Return the listing below verbatim. Pictures do not belong in the copy.

== Data excerpt ==

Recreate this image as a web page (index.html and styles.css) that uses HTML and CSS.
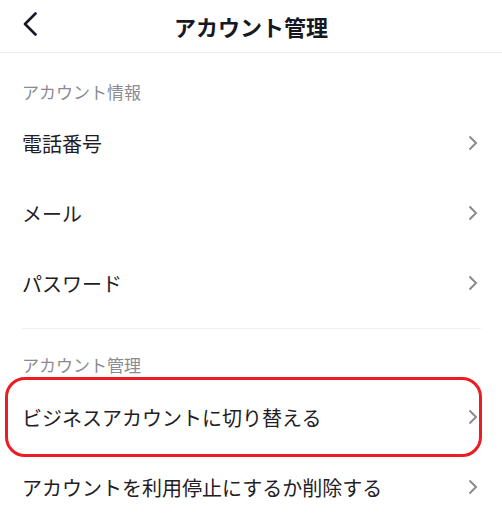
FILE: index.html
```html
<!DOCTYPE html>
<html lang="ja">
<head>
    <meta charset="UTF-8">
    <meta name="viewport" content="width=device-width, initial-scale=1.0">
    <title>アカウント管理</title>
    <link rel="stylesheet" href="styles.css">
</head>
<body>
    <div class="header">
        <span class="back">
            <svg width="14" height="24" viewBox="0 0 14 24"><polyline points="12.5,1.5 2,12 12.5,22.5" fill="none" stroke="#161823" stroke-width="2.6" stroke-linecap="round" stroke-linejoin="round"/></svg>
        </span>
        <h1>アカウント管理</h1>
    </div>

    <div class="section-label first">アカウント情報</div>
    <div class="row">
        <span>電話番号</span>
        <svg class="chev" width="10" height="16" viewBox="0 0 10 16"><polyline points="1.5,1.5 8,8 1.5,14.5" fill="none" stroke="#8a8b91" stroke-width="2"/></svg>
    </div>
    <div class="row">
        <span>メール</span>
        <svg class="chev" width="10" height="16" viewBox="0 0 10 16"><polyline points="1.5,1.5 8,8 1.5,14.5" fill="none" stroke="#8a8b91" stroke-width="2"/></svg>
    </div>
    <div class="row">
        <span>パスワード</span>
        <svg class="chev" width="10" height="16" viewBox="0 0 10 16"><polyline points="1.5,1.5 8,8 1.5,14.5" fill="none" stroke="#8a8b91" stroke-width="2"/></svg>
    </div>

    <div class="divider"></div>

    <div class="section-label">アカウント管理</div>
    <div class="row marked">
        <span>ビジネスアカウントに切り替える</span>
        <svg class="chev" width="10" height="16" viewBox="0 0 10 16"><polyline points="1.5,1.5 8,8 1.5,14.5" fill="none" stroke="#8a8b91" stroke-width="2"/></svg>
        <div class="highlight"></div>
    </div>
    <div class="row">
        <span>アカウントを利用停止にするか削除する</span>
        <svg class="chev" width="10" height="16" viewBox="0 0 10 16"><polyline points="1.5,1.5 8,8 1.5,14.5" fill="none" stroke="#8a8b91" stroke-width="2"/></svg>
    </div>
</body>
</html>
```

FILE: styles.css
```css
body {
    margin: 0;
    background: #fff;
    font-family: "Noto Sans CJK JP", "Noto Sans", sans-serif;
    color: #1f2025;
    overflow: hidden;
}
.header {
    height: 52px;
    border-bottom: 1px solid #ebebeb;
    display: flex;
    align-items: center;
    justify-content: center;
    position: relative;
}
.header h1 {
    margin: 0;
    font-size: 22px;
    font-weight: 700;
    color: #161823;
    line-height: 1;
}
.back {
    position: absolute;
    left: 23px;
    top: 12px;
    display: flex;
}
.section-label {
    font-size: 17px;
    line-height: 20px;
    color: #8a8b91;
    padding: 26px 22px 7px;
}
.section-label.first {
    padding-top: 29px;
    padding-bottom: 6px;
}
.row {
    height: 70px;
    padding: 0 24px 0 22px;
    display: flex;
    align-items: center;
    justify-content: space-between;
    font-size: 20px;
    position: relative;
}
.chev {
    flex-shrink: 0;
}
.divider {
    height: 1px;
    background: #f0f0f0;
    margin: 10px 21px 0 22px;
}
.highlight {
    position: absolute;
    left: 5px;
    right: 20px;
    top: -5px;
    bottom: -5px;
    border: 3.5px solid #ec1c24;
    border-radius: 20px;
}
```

===

__The answer__.
Recreate this image as a web page (index.html and styles.css) that uses HTML and CSS.
FILE: index.html
```html
<!DOCTYPE html>
<html lang="ja">
<head>
    <meta charset="UTF-8">
    <meta name="viewport" content="width=device-width, initial-scale=1.0">
    <title>アカウント管理</title>
    <link rel="stylesheet" href="styles.css">
</head>
<body>
    <div class="header">
        <span class="back">
            <svg width="14" height="24" viewBox="0 0 14 24"><polyline points="12.5,1.5 2,12 12.5,22.5" fill="none" stroke="#161823" stroke-width="2.6" stroke-linecap="round" stroke-linejoin="round"/></svg>
        </span>
        <h1>アカウント管理</h1>
    </div>

    <div class="section-label first">アカウント情報</div>
    <div class="row">
        <span>電話番号</span>
        <svg class="chev" width="10" height="16" viewBox="0 0 10 16"><polyline points="1.5,1.5 8,8 1.5,14.5" fill="none" stroke="#8a8b91" stroke-width="2"/></svg>
    </div>
    <div class="row">
        <span>メール</span>
        <svg class="chev" width="10" height="16" viewBox="0 0 10 16"><polyline points="1.5,1.5 8,8 1.5,14.5" fill="none" stroke="#8a8b91" stroke-width="2"/></svg>
    </div>
    <div class="row">
        <span>パスワード</span>
        <svg class="chev" width="10" height="16" viewBox="0 0 10 16"><polyline points="1.5,1.5 8,8 1.5,14.5" fill="none" stroke="#8a8b91" stroke-width="2"/></svg>
    </div>

    <div class="divider"></div>

    <div class="section-label">アカウント管理</div>
    <div class="row marked">
        <span>ビジネスアカウントに切り替える</span>
        <svg class="chev" width="10" height="16" viewBox="0 0 10 16"><polyline points="1.5,1.5 8,8 1.5,14.5" fill="none" stroke="#8a8b91" stroke-width="2"/></svg>
        <div class="highlight"></div>
    </div>
    <div class="row">
        <span>アカウントを利用停止にするか削除する</span>
        <svg class="chev" width="10" height="16" viewBox="0 0 10 16"><polyline points="1.5,1.5 8,8 1.5,14.5" fill="none" stroke="#8a8b91" stroke-width="2"/></svg>
    </div>
</body>
</html>
```

FILE: styles.css
```css
body {
    margin: 0;
    background: #fff;
    font-family: "Noto Sans CJK JP", "Noto Sans", sans-serif;
    color: #1f2025;
    overflow: hidden;
}
.header {
    height: 52px;
    border-bottom: 1px solid #ebebeb;
    display: flex;
    align-items: center;
    justify-content: center;
    position: relative;
}
.header h1 {
    margin: 0;
    font-size: 22px;
    font-weight: 700;
    color: #161823;
    line-height: 1;
}
.back {
    position: absolute;
    left: 23px;
    top: 12px;
    display: flex;
}
.section-label {
    font-size: 17px;
    line-height: 20px;
    color: #8a8b91;
    padding: 26px 22px 7px;
}
.section-label.first {
    padding-top: 29px;
    padding-bottom: 6px;
}
.row {
    height: 70px;
    padding: 0 24px 0 22px;
    display: flex;
    align-items: center;
    justify-content: space-between;
    font-size: 20px;
    position: relative;
}
.chev {
    flex-shrink: 0;
}
.divider {
    height: 1px;
    background: #f0f0f0;
    margin: 10px 21px 0 22px;
}
.highlight {
    position: absolute;
    left: 5px;
    right: 20px;
    top: -5px;
    bottom: -5px;
    border: 3.5px solid #ec1c24;
    border-radius: 20px;
}
```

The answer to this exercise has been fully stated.